Of all the shit that goes on at SXSW, it is seeing the little guys, the unknown groups, the frontline of rock and roll, get fucked by the heartless greed machine that this perversion of a festival has become. SXSW is an aging vampire sucking the vital fluids of young rockers while the music industry zombies are working up their pathetic hard-ons and tossing off like guilty priests in their the corporate goodie bags. That smell in the air ain’t teen spirit, it’s the foul scent of aging scrotal sacs contracting for one last spurt before they deflate into useless flaps of flesh. I’m having visions of Pasolini’s Salo dancing in my head.
What are Foo Fighters, Duran Duran, Kanye West, Queens Of The Stone Age and corporate flame-outs like Panic At The Disco and The Bravery doing at a festival that is ostensibly about new music?

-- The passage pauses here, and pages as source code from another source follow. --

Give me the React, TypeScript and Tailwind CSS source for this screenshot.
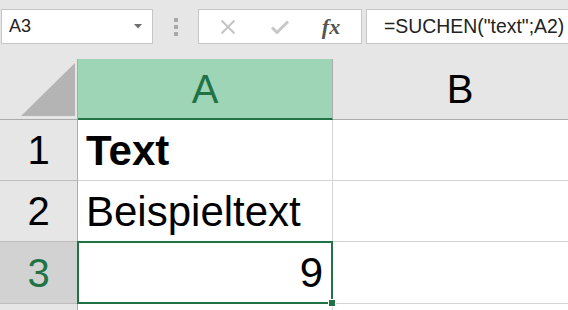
import React from "react";

const font = { fontFamily: '"Liberation Sans", Arial, sans-serif' };

const RowHead = ({ n, active }: { n?: string; active?: boolean }) => (
  <div
    className={`w-[78px] shrink-0 h-full flex items-center justify-center border-r border-r-[#ababab] border-b border-b-[#bdbdbd] text-[40px] ${
      active ? "bg-[#d2d2d2] text-[#217346]" : "bg-[#e6e6e6] text-black"
    }`}
  >
    {n}
  </div>
);

const Cell = ({ children, className = "" }: { children?: React.ReactNode; className?: string }) => (
  <div className={`w-[255px] shrink-0 h-full border-r border-b border-[#d4d4d4] flex items-center px-2 text-[42px] text-black ${className}`}>
    {children}
  </div>
);

export default function App() {
  return (
    <div className="w-[568px] h-[310px] overflow-hidden bg-white" style={font}>
      {/* formula bar */}
      <div className="h-[59px] bg-[#e6e6e6] flex items-start pt-[9px] pl-[1px]">
        <div className="w-[152px] h-[35px] bg-white border border-[#c6c6c6] flex items-center pl-[7px] pr-[10px] text-[18px] text-[#222]">
          <span className="flex-1">A3</span>
          <svg width="8" height="5" viewBox="0 0 8 5">
            <path d="M0 0h8L4 4.5z" fill="#6f6f6f" />
          </svg>
        </div>
        <div className="w-[45px] h-[35px] flex flex-col items-center justify-center gap-[3px]">
          <div className="w-[4px] h-[4px] bg-[#a8a8a8]" />
          <div className="w-[4px] h-[4px] bg-[#a8a8a8]" />
          <div className="w-[4px] h-[4px] bg-[#a8a8a8]" />
        </div>
        <div className="w-[164px] h-[35px] bg-white border border-[#c6c6c6] flex items-center">
          <div className="w-[56px] flex justify-center pl-[2px]">
            <svg width="16" height="16" viewBox="0 0 16 16">
              <path d="M1.5 1.5l13 13M14.5 1.5l-13 13" stroke="#c4c4c4" strokeWidth="2" />
            </svg>
          </div>
          <div className="w-[50px] flex justify-center">
            <svg width="18" height="14" viewBox="0 0 18 14">
              <path d="M1 7.5l5 5L17 1.5" stroke="#c8c8c8" strokeWidth="3" fill="none" />
            </svg>
          </div>
          <div
            className="flex-1 flex justify-center text-[22px] italic font-bold text-[#555] pr-[4px]"
            style={{ fontFamily: '"Liberation Serif", "DejaVu Serif", serif' }}
          >
            fx
          </div>
        </div>
        <div className="ml-[4px] flex-1 h-[35px] bg-white border border-[#c6c6c6] border-r-0 flex items-center pl-[17px] text-[19.4px] text-[#222] whitespace-nowrap">
          =SUCHEN("text";A2)
        </div>
      </div>

      {/* header row */}
      <div className="h-[61px] flex bg-[#e6e6e6]">
        <div className="w-[78px] shrink-0 h-full border-r border-r-[#ababab] border-b border-b-[#ababab] flex items-end justify-end pr-[2px] pb-[3px]">
          <svg width="54" height="53" viewBox="0 0 54 53">
            <path d="M0 53L54 0V53z" fill="#b4b4b4" />
          </svg>
        </div>
        <div className="w-[255px] shrink-0 h-full bg-[#9fd5b7] border-r border-r-[#ababab] border-b-2 border-b-[#217346] flex items-center justify-center text-[40px] text-[#217346]">
          A
        </div>
        <div className="w-[255px] shrink-0 h-full border-r border-r-[#ababab] border-b border-b-[#ababab] flex items-center justify-center text-[40px] text-black">
          B
        </div>
      </div>

      {/* rows */}
      <div className="h-[61px] flex">
        <RowHead n="1" />
        <Cell className="font-bold">Text</Cell>
        <Cell />
      </div>
      <div className="h-[61px] flex">
        <RowHead n="2" />
        <Cell>Beispieltext</Cell>
        <Cell />
      </div>
      <div className="h-[62px] flex">
        <RowHead n="3" active />
        <Cell className="justify-end relative">
          <span className="pr-[1px]">9</span>
          <div className="absolute left-[-1px] top-[-1px] right-[-1px] bottom-[-1px] border-2 border-[#217346]" />
          <div className="absolute right-[-4px] bottom-[-4px] w-[6px] h-[6px] bg-[#217346] border border-white box-content" />
        </Cell>
        <Cell />
      </div>
      <div className="h-[61px] flex">
        <RowHead />
        <Cell />
        <Cell />
      </div>
    </div>
  );
}
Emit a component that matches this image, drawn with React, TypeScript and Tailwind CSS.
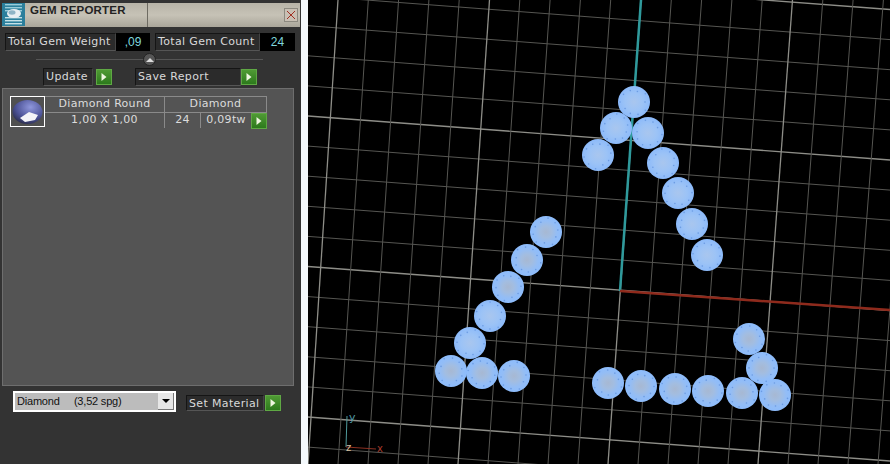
import React from 'react';

const uiFont = "font-['DejaVu_Sans',sans-serif]";

const gems = [
  { x: 634, y: 102, c: 'a' }, { x: 616, y: 128, c: 'a' }, { x: 648, y: 133, c: 'a' }, { x: 598, y: 155, c: 'a' },
  { x: 663, y: 163, c: 'a' }, { x: 678, y: 193, c: 'a' }, { x: 692, y: 224, c: 'a' }, { x: 707, y: 255, c: 'a' },
  { x: 546, y: 232, c: 'b' }, { x: 527, y: 260, c: 'b' }, { x: 508, y: 287, c: 'b' }, { x: 490, y: 316, c: 'a' },
  { x: 470, y: 343, c: 'a' }, { x: 451, y: 371, c: 'b' }, { x: 482, y: 373, c: 'b' }, { x: 514, y: 376, c: 'b' },
  { x: 608, y: 383, c: 'b' }, { x: 641, y: 386, c: 'b' }, { x: 675, y: 389, c: 'b' }, { x: 708, y: 391, c: 'b' },
  { x: 742, y: 393, c: 'b' }, { x: 775, y: 395, c: 'b' }, { x: 762, y: 368, c: 'b' }, { x: 749, y: 339, c: 'b' },
];

const GoButton = () => (
  <button className="w-[16px] h-[16px] shrink-0 bg-gradient-to-b from-[#4f9a34] to-[#2c7a1c] border border-[#5fa844] flex items-center justify-center">
    <svg width="8" height="10" viewBox="0 0 8 10">
      <path d="M1.5 1 L6.5 5 L1.5 9 Z" fill="#eef6e0" />
    </svg>
  </button>
);

const LabelBox = ({ text, className }: { text: string; className: string }) => (
  <div className={`whitespace-nowrap bg-[#2b2b2b] border-t border-l border-[#151515] border-b border-b-[#555] border-r border-r-[#444] text-[#d9d9d9] text-[11px] leading-[16px] tracking-[0.35px] pl-[2px] ${className}`}>
    {text}
  </div>
);

const ValueBox = ({ text, className }: { text: string; className: string }) => (
  <div className={`h-[18px] bg-black text-[#7fd6dc] text-[12px] leading-[18px] text-center font-['Liberation_Sans',sans-serif] ${className}`}>{text}</div>
);

const GemIcon = () => (
  <svg width="33" height="29" viewBox="0 0 33 29" className="block">
    <defs>
      <radialGradient id="thumb" cx="0.6" cy="0.3" r="0.8">
        <stop offset="0" stopColor="#8f97dc" />
        <stop offset="0.6" stopColor="#4c5296" />
        <stop offset="1" stopColor="#24263f" />
      </radialGradient>
    </defs>
    <rect width="33" height="29" fill="#505050" />
    <ellipse cx="16.5" cy="15" rx="15" ry="12" fill="url(#thumb)" />
    <path d="M9 21 L18 15 L27 18 L24 23 L14 25 Z" fill="#f4f4f8" />
  </svg>
);

const AppIcon = () => (
  <svg width="23" height="23" viewBox="0 0 23 23" className="block shrink-0">
    <rect width="23" height="23" fill="#2b7f9c" />
    {[1, 4, 7].map((y) => (
      <g key={y}>
        <rect x="3" y={y} width="17" height="1.4" fill="#bfe6ef" opacity="0.75" />
        <rect x="3" y={y + 13} width="17" height="1.4" fill="#dff2f5" opacity="0.85" />
      </g>
    ))}
    <ellipse cx="12" cy="10.5" rx="7" ry="4.5" fill="#e8eef2" />
    <ellipse cx="10" cy="9.5" rx="3.5" ry="2.2" fill="#8fb4c6" />
  </svg>
);

const Viewport = () => {
  // grid lines, measured from the two edges of the view
  const verticals = Array.from({ length: 21 }, (_, i) => i);
  const horizontals = Array.from({ length: 17 }, (_, j) => j - 5);
  return (
    <svg width="582" height="464" viewBox="308 0 582 464" className="block bg-black">
      <defs>
        <radialGradient id="gemA">
          <stop offset="0" stopColor="#a9c6ee" />
          <stop offset="0.55" stopColor="#9cc3f6" />
          <stop offset="1" stopColor="#8cbafa" />
        </radialGradient>
        <radialGradient id="gemB">
          <stop offset="0" stopColor="#a7b8d2" />
          <stop offset="0.35" stopColor="#a3bde0" />
          <stop offset="0.7" stopColor="#93bdf6" />
          <stop offset="1" stopColor="#8dbcfc" />
        </radialGradient>
      </defs>
      {horizontals.map((j) => (
        <line
          key={j}
          x1="308"
          y1={116 + 30.1 * j}
          x2="890"
          y2={160 + 30.1 * j}
          stroke={j % 5 === 0 ? '#8e8e88' : '#565652'}
          strokeWidth={j % 5 === 0 ? 1.3 : 1}
        />
      ))}
      {verticals.map((i) => (
        <line
          key={i}
          x1={338 + 30.3 * i}
          y1="0"
          x2={308 + 30 * i}
          y2="464"
          stroke={i % 5 === 0 ? '#8e8e88' : '#565652'}
          strokeWidth={i % 5 === 0 ? 1.3 : 1}
        />
      ))}
      <line x1="641" y1="0" x2="620" y2="291" stroke="#2f9a9c" strokeWidth="2.5" />
      <line x1="620" y1="291" x2="890" y2="310" stroke="#8f2a1c" strokeWidth="2.5" />

      {gems.map((g, n) => (
        <g key={n}>
          <circle cx={g.x} cy={g.y} r="16" fill={g.c === 'a' ? 'url(#gemA)' : 'url(#gemB)'} />
          {Array.from({ length: 10 }, (_, k) => {
            const a = (k / 10) * Math.PI * 2 + n;
            const r = 11 + ((k * 7 + n) % 4);
            return (
              <circle
                key={k}
                cx={g.x + Math.cos(a) * r}
                cy={g.y + Math.sin(a) * r}
                r="0.8"
                fill="#5f90dc"
                opacity="0.75"
              />
            );
          })}
        </g>
      ))}

      <line x1="346" y1="447" x2="347" y2="416" stroke="#4f9a9c" strokeWidth="1" />
      <line x1="346" y1="447" x2="376" y2="449" stroke="#8a3022" strokeWidth="1" />
      <text x="349" y="421" fontSize="11" fill="#4f9aa6" fontFamily="'DejaVu Sans', sans-serif">y</text>
      <text x="346" y="451" fontSize="10" fill="#d8c0a0" fontFamily="'DejaVu Sans', sans-serif">z</text>
      <text x="377" y="452" fontSize="10" fill="#a83a2c" fontFamily="'DejaVu Sans', sans-serif">x</text>
    </svg>
  );
};

export default function App() {
  return (
    <div className={`w-[890px] h-[464px] flex overflow-hidden bg-white ${uiFont}`}>
      <aside className="w-[301px] shrink-0 bg-[#333333] flex flex-col">
        <div className="h-[28px] pt-[3px] flex">
          <div className="flex-1 flex items-stretch bg-gradient-to-b from-[#b8b4a8] via-[#c6c2b6] to-[#aaa69a] ml-[2px] mr-[1px] h-[24px]">
            <AppIcon />
            <div className="w-[122px] pl-[5px] pt-px text-[11.5px] leading-[13px] font-bold text-[#222] font-['Liberation_Sans',sans-serif] tracking-[0.2px] whitespace-nowrap">
              GEM REPORTER
            </div>
            <div className="w-px bg-[#6e6b62]" />
            <div className="flex-1 flex items-center justify-end pr-[2px]">
              <div className="w-[14px] h-[14px] border border-[#8d8a80] bg-[#c9c0b4] flex items-center justify-center">
                <svg width="10" height="10" viewBox="0 0 10 10">
                  <path d="M1 1 L9 9 M9 1 L1 9" stroke="#a02f22" strokeWidth="1" />
                </svg>
              </div>
            </div>
          </div>
        </div>

        <div className="flex items-center mt-[5px] pl-[5px]">
          <LabelBox text="Total Gem Weight" className="h-[18px] w-[111px]" />
          <ValueBox text=",09" className="w-[34px]" />
          <LabelBox text="Total Gem Count" className="h-[18px] w-[105px] ml-[5px]" />
          <ValueBox text="24" className="w-[35px]" />
        </div>

        <div className="relative h-[17px] mx-[36px] flex items-center">
          <div className="w-[227px] h-px bg-[#111] border-b border-[#555]" />
          <div className="absolute left-[107px] top-[2px] w-[13px] h-[13px] rounded-full bg-[#555] border border-[#222] flex items-center justify-center">
            <div className="w-0 h-0 border-x-[4px] border-x-transparent border-b-[4px] border-b-[#ddd]" />
          </div>
        </div>

        <div className="flex items-center h-[18px] pl-[43px]">
          <LabelBox text="Update" className="h-[18px] w-[50px]" />
          <div className="ml-[3px]">
            <GoButton />
          </div>
          <LabelBox text="Save Report" className="h-[18px] w-[106px] ml-[23px]" />
          <GoButton />
        </div>

        <div className="mt-[2px] ml-[2px] w-[292px] h-[298px] bg-[#545454] border border-[#6e6e6e] pl-[7px] pt-[7px]">
          <div className="flex">
            <div className="w-[35px] h-[31px] border border-white">
              <GemIcon />
            </div>
            <div className="w-[222px] text-[#dcdcdc] text-[11px] leading-[14px] tracking-[0.3px]">
              <div className="flex h-[16px] border-t border-[#8a8a8a]">
                <div className="w-[120px] text-center border-r border-[#8a8a8a]">Diamond Round</div>
                <div className="w-[102px] text-center border-r border-[#8a8a8a]">Diamond</div>
              </div>
              <div className="flex h-[16px] border-t border-[#8a8a8a]">
                <div className="w-[120px] text-center border-r border-[#8a8a8a]">1,00 X 1,00</div>
                <div className="w-[36px] text-center border-r border-[#8a8a8a]">24</div>
                <div className="w-[50px] text-center">0,09tw</div>
                <GoButton />
              </div>
            </div>
          </div>
        </div>

        <div className="flex items-center mt-[5px] pl-[13px]">
          <div className="w-[163px] h-[21px] border-2 border-white bg-[#bcbcbc] flex items-center justify-between text-[11px] tracking-[-0.2px] text-[#111] font-['Liberation_Sans',sans-serif]">
            <span className="pl-[2px] whitespace-pre">Diamond     (3,52 spg)</span>
            <div className="w-[16px] h-[17px] bg-[#e6e6e6] border-r border-b border-[#777] flex items-center justify-center">
              <div className="w-0 h-0 border-x-[4px] border-x-transparent border-t-[4px] border-t-black" />
            </div>
          </div>
          <LabelBox text="Set Material" className="h-[16px] leading-[15px] mt-[3px] w-[78px] ml-[10px]" />
          <div className="ml-[1px] mt-[3px]">
            <GoButton />
          </div>
        </div>
      </aside>

      <div className="w-[7px] shrink-0 bg-[#f4f9fc]" />
      <Viewport />
    </div>
  );
}
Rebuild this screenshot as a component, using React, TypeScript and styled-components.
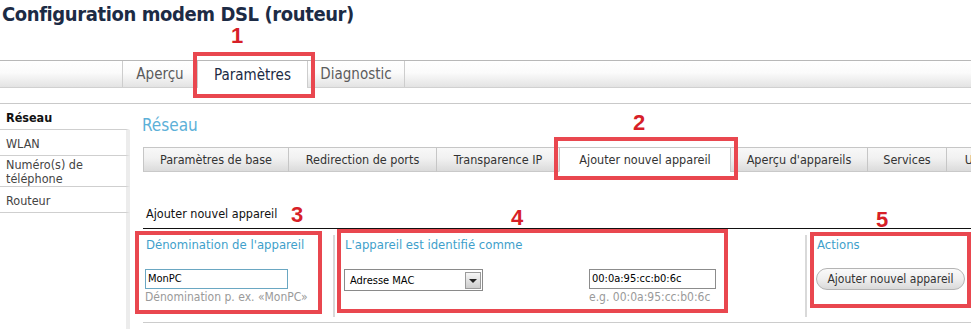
import React from 'react';
import styled, { createGlobalStyle } from 'styled-components';

const FONT = `"DejaVu Sans Condensed", Tahoma, "DejaVu Sans", sans-serif`;

const Global = createGlobalStyle`
  html, body { margin: 0; padding: 0; background: #fff; }
  body { font-family: ${FONT}; overflow: hidden; }
`;

const Page = styled.div`
  position: relative;
  width: 971px;
  height: 329px;
  overflow: hidden;
  background: #fff;
`;

const Title = styled.h1`
  margin: 0;
  height: 60px;
  box-sizing: border-box;
  padding: 4px 0 0 2px;
  font-size: 20px;
  line-height: 20px;
  font-weight: bold;
  color: #1c2b45;
  letter-spacing: -0.4px;
`;

const MainTabs = styled.nav`
  display: flex;
  height: 28px;
  box-sizing: border-box;
  border-top: 1px solid #b8b8b8;
  border-bottom: 1px solid #d0d0d0;
  background: linear-gradient(#ffffff 0%, #fbfbfb 45%, #e3e3e3 100%);
  padding-left: 122px;
  margin-bottom: 15px;
`;

const MainTab = styled.div<{ $active?: boolean; $w: number }>`
  width: ${(p) => p.$w}px;
  box-sizing: border-box;
  display: flex;
  align-items: center;
  justify-content: center;
  font-size: 15px;
  color: ${(p) => (p.$active ? '#1c2b45' : '#5c5c5c')};
  border-left: 1px solid #cdcdcd;
  background: ${(p) => (p.$active ? '#ffffff' : 'transparent')};
  margin-bottom: ${(p) => (p.$active ? '-1px' : '0')};
  &:last-child { border-right: 1px solid #cdcdcd; }
`;

const Body = styled.div`
  display: flex;
  border-top: 1px solid #c9c9c9;
  height: 226px;
`;

const Sidebar = styled.aside`
  width: 130px;
  flex: none;
  display: flex;
  flex-direction: column;
`;

const SideItem = styled.div<{ $active?: boolean; $lh?: number; $pad?: number }>`
  box-sizing: border-box;
  padding: ${(p) => (p.$pad ?? 4) + 1}px 5px ${(p) => (p.$pad ?? 4) - 1}px 6px;
  font-size: 12.5px;
  line-height: ${(p) => p.$lh ?? 17}px;
  font-weight: ${(p) => (p.$active ? 'bold' : 'normal')};
  color: ${(p) => (p.$active ? '#111' : '#444')};
  border-bottom: 1px solid #cfcfcf;
  border-right: 4px solid ${(p) => (p.$active ? 'transparent' : '#ececec')};
`;

const SideFill = styled.div`
  flex: 1;
  border-right: 4px solid #ececec;
`;

const Content = styled.main`
  flex: 1;
  min-width: 0;
  padding-left: 13px;
  overflow: hidden;
`;

const Heading = styled.h2`
  margin: 11px 0 0 -1px;
  font-size: 17px;
  line-height: 21px;
  font-weight: normal;
  color: #5cb0d8;
`;

const SubTabs = styled.div`
  display: flex;
  margin-top: 11px;
  height: 25px;
  white-space: nowrap;
`;

const SubTab = styled.div<{ $active?: boolean; $w: number }>`
  flex: none;
  width: ${(p) => p.$w}px;
  box-sizing: border-box;
  display: flex;
  align-items: center;
  justify-content: center;
  font-size: 12.5px;
  color: #333;
  border-top: 1px solid #c6c6c6;
  border-left: 1px solid #c6c6c6;
  border-bottom: 1px solid ${(p) => (p.$active ? '#ffffff' : '#c9c9c9')};
  background: ${(p) =>
    p.$active ? '#ffffff' : 'linear-gradient(#f8f8f8 0%, #f1f1f1 45%, #dbdbdb 100%)'};
  overflow: hidden;
`;

const SectionTitle = styled.h3`
  margin: 34px 0 0;
  padding: 0 0 6px 3px;
  font-size: 12.5px;
  line-height: 16px;
  font-weight: normal;
  color: #111;
  border-bottom: 1px solid #111;
`;

const Panels = styled.div`
  display: grid;
  grid-template-columns: 190px 472px 1fr;
  height: 93px;
  border-bottom: 1px solid #cccccc;
`;

const Panel = styled.section<{ $divided?: boolean; $padLeft: number }>`
  box-sizing: border-box;
  padding: ${(p) => (p.$divided ? '2px' : '8px')} 0 0 ${(p) => p.$padLeft}px;
  margin: ${(p) => (p.$divided ? '6px 0 5px' : '0')};
  border-left: ${(p) => (p.$divided ? '2px solid #d9d9d9' : 'none')};
`;

const PanelTitle = styled.div`
  font-size: 13px;
  line-height: 16px;
  color: #3f9fcb;
  margin-left: 1px;
`;

const FieldRow = styled.div<{ $gap?: number }>`
  display: flex;
  align-items: flex-start;
  gap: ${(p) => p.$gap ?? 0}px;
  margin-top: 16px;
`;

const FieldCol = styled.div`
  display: flex;
  flex-direction: column;
`;

const TextInput = styled.div<{ $w: number; $border: string }>`
  width: ${(p) => p.$w}px;
  height: 20px;
  box-sizing: border-box;
  border: 1px solid ${(p) => p.$border};
  background: #fff;
  font-size: 11px;
  line-height: 18px;
  padding-left: 2px;
  color: #000;
`;

const Hint = styled.div`
  font-size: 12px;
  line-height: 16px;
  color: #9a9a9a;
  white-space: nowrap;
`;

const Select = styled.div`
  width: 139px;
  height: 22px;
  box-sizing: border-box;
  border: 1px solid #8a8a8a;
  background: #fff;
  display: flex;
  align-items: center;
  justify-content: space-between;
  padding: 0 1px 0 5px;
  font-size: 11px;
  color: #000;
`;

const SelectArrow = styled.div`
  width: 16px;
  height: 17px;
  box-sizing: border-box;
  border: 1px solid #9a9a9a;
  background: linear-gradient(#f6f6f6, #cdcdcd);
  display: flex;
  align-items: center;
  justify-content: center;
  &::after {
    content: '';
    border-left: 4px solid transparent;
    border-right: 4px solid transparent;
    border-top: 4px solid #222;
    margin-top: 1px;
  }
`;

const PillButton = styled.button`
  width: 149px;
  height: 22px;
  margin-top: -1px;
  border: 1px solid #b4b4b4;
  border-radius: 11px;
  background: linear-gradient(#fafafa 0%, #efefef 50%, #d9d9d9 100%);
  font-family: ${FONT};
  font-size: 12px;
  color: #333;
  padding: 0;
  cursor: pointer;
`;

/* Red annotations drawn over the screenshot */
const Overlay = styled.div`
  position: absolute;
  inset: 0;
  pointer-events: none;
`;

const Frame = styled.div<{ $x: number; $y: number; $w: number; $h: number }>`
  position: absolute;
  left: ${(p) => p.$x}px;
  top: ${(p) => p.$y}px;
  width: ${(p) => p.$w}px;
  height: ${(p) => p.$h}px;
  box-sizing: border-box;
  border: 4px solid #e9474f;
`;

const Num = styled.div<{ $x: number; $y: number }>`
  position: absolute;
  left: ${(p) => p.$x}px;
  top: ${(p) => p.$y}px;
  font-family: "Liberation Sans", Arial, sans-serif;
  font-weight: bold;
  font-size: 22px;
  line-height: 16px;
  color: #d71f28;
`;

const mainTabs = [
  { label: 'Aperçu', w: 75 },
  { label: 'Paramètres', w: 110, active: true },
  { label: 'Diagnostic', w: 98 },
];

const subTabs = [
  { label: 'Paramètres de base', w: 145 },
  { label: 'Redirection de ports', w: 148 },
  { label: 'Transparence IP', w: 123 },
  { label: 'Ajouter nouvel appareil', w: 171, active: true },
  { label: "Aperçu d'appareils", w: 137 },
  { label: 'Services', w: 79 },
  { label: 'Utilisateurs', w: 100 },
];

const annotations = [
  { n: '1', f: [193, 52, 122, 46], p: [231, 28] },
  { n: '2', f: [554, 137, 184, 43], p: [633, 115] },
  { n: '3', f: [135, 231, 187, 83], p: [291, 207] },
  { n: '4', f: [337, 229, 391, 84], p: [511, 210] },
  { n: '5', f: [810, 232, 161, 76], p: [876, 212] },
];

export default function App() {
  return (
    <Page>
      <Global />
      <Title>Configuration modem DSL (routeur)</Title>
      <MainTabs>
        {mainTabs.map((t) => (
          <MainTab key={t.label} $w={t.w} $active={t.active}>
            {t.label}
          </MainTab>
        ))}
      </MainTabs>
      <Body>
        <Sidebar>
          <SideItem $active>Réseau</SideItem>
          <SideItem>WLAN</SideItem>
          <SideItem $lh={14} $pad={1}>
            Numéro(s) de
            <br />
            téléphone
          </SideItem>
          <SideItem>Routeur</SideItem>
          <SideFill />
        </Sidebar>
        <Content>
          <Heading>Réseau</Heading>
          <SubTabs>
            {subTabs.map((t) => (
              <SubTab key={t.label} $w={t.w} $active={t.active}>
                {t.label}
              </SubTab>
            ))}
          </SubTabs>
          <SectionTitle>Ajouter nouvel appareil</SectionTitle>
          <Panels>
            <Panel $padLeft={2}>
              <PanelTitle>Dénomination de l'appareil</PanelTitle>
              <FieldRow>
                <FieldCol>
                  <TextInput $w={143} $border="#6aa7c2">MonPC</TextInput>
                  <Hint>Dénomination p. ex. «MonPC»</Hint>
                </FieldCol>
              </FieldRow>
            </Panel>
            <Panel $divided $padLeft={9}>
              <PanelTitle>L'appareil est identifié comme</PanelTitle>
              <FieldRow $gap={106}>
                <Select>
                  <span>Adresse MAC</span>
                  <SelectArrow />
                </Select>
                <FieldCol>
                  <TextInput $w={127} $border="#8c8c8c">00:0a:95:cc:b0:6c</TextInput>
                  <Hint>e.g. 00:0a:95:cc:b0:6c</Hint>
                </FieldCol>
              </FieldRow>
            </Panel>
            <Panel $divided $padLeft={9}>
              <PanelTitle>Actions</PanelTitle>
              <FieldRow>
                <PillButton>Ajouter nouvel appareil</PillButton>
              </FieldRow>
            </Panel>
          </Panels>
        </Content>
      </Body>
      <Overlay>
        {annotations.map((a) => (
          <React.Fragment key={a.n}>
            <Frame $x={a.f[0]} $y={a.f[1]} $w={a.f[2]} $h={a.f[3]} />
            <Num $x={a.p[0]} $y={a.p[1]}>
              {a.n}
            </Num>
          </React.Fragment>
        ))}
      </Overlay>
    </Page>
  );
}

Or is it really about new music anymore? Do established bands come to SXSW to restore flagging careers or re-ignite indie cred? I have nothing against big acts attending SXSW other than they draw crowds away from some young band that has traveled to Austin at great expense to play in an empty dive bar. These are the bands that should be getting the attention because they need it. Fuck Kanye.
Part of the problem lies not with SXSW but with all of the corporate sponsored parties and temporary venues that occur simultaneously with SXSW, feeding off of its energy. These events bring in more bands and more people resulting in more traffic and more chaos. The thing is SXSW benefits from being associated (unofficially) with big gun brands and bands. It is a mutually beneficial relationship, but adds 1000s of additional people to the already maxed-out 19,000 official attendees. It is more than the streets and hotels can handle. Car and human gridlock make the festival a frustrating and occasionally dangerous spectacle.
My suggestion is to kill the music festival and keep the SXSW film festival. For $70 a film fan can get into virtually any film screening at the fest and the venues are mostly state-of-the art. For music, Austin City Limits and Fun Fun Fest are doing a far better job of bringing music to the people.